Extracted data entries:
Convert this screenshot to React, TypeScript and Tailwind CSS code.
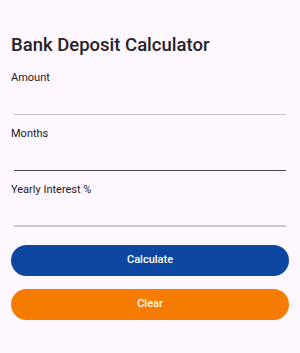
export default function App() {
  const fields = [
    { label: "Amount", line: "border-b border-[#c4c0c6]" },
    { label: "Months", line: "border-b border-[#49454f]" },
    { label: "Yearly Interest %", line: "border-b-2 border-[#c9c5cb]" },
  ];

  return (
    <div
      className="w-[300px] h-[353px] bg-[#fef7ff] text-[#1d1b20] px-[11px] pt-[35px]"
      style={{ fontFamily: "Roboto, 'Noto Sans', sans-serif" }}
    >
      <h1 className="text-[18.5px] leading-[21px] font-medium text-[#25232a]">Bank Deposit Calculator</h1>

      <div className="mt-[15px] flex flex-col gap-[12px]">
        {fields.map((f) => (
          <div key={f.label} className="flex flex-col">
            <label className="text-[11px] leading-[13px] font-normal text-[#1d1b20]">{f.label}</label>
            <div className={`mx-[3px] h-[31px] ${f.line}`} />
          </div>
        ))}
      </div>

      <div className="mt-[18px] flex flex-col gap-[13px]">
        <button className="h-[31px] w-full rounded-full bg-[#0d47a1] text-white text-[11px] font-medium">
          Calculate
        </button>
        <button className="h-[31px] w-full rounded-full bg-[#f57c00] text-white text-[11px] font-medium">
          Clear
        </button>
      </div>
    </div>
  );
}
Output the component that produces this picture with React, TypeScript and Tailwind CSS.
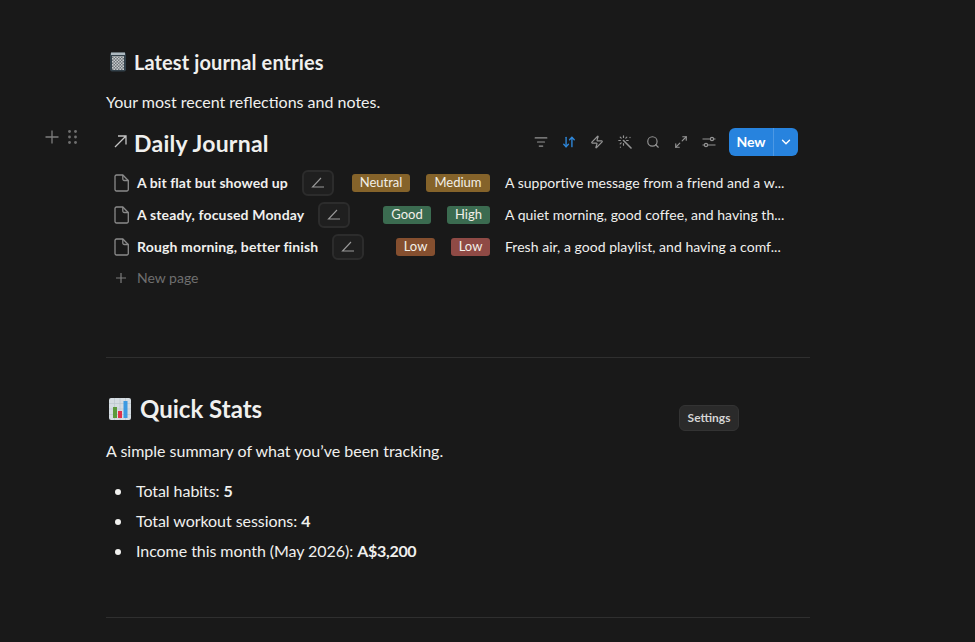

__PROBLEM DESCRIPTION__:
Pick out the lines above that hold the string "React" and show them.

__RESPONSE TO THIS EXERCISE__:
Convert this screenshot to React, TypeScript and Tailwind CSS code.
Output the component that produces this picture with React, TypeScript and Tailwind CSS.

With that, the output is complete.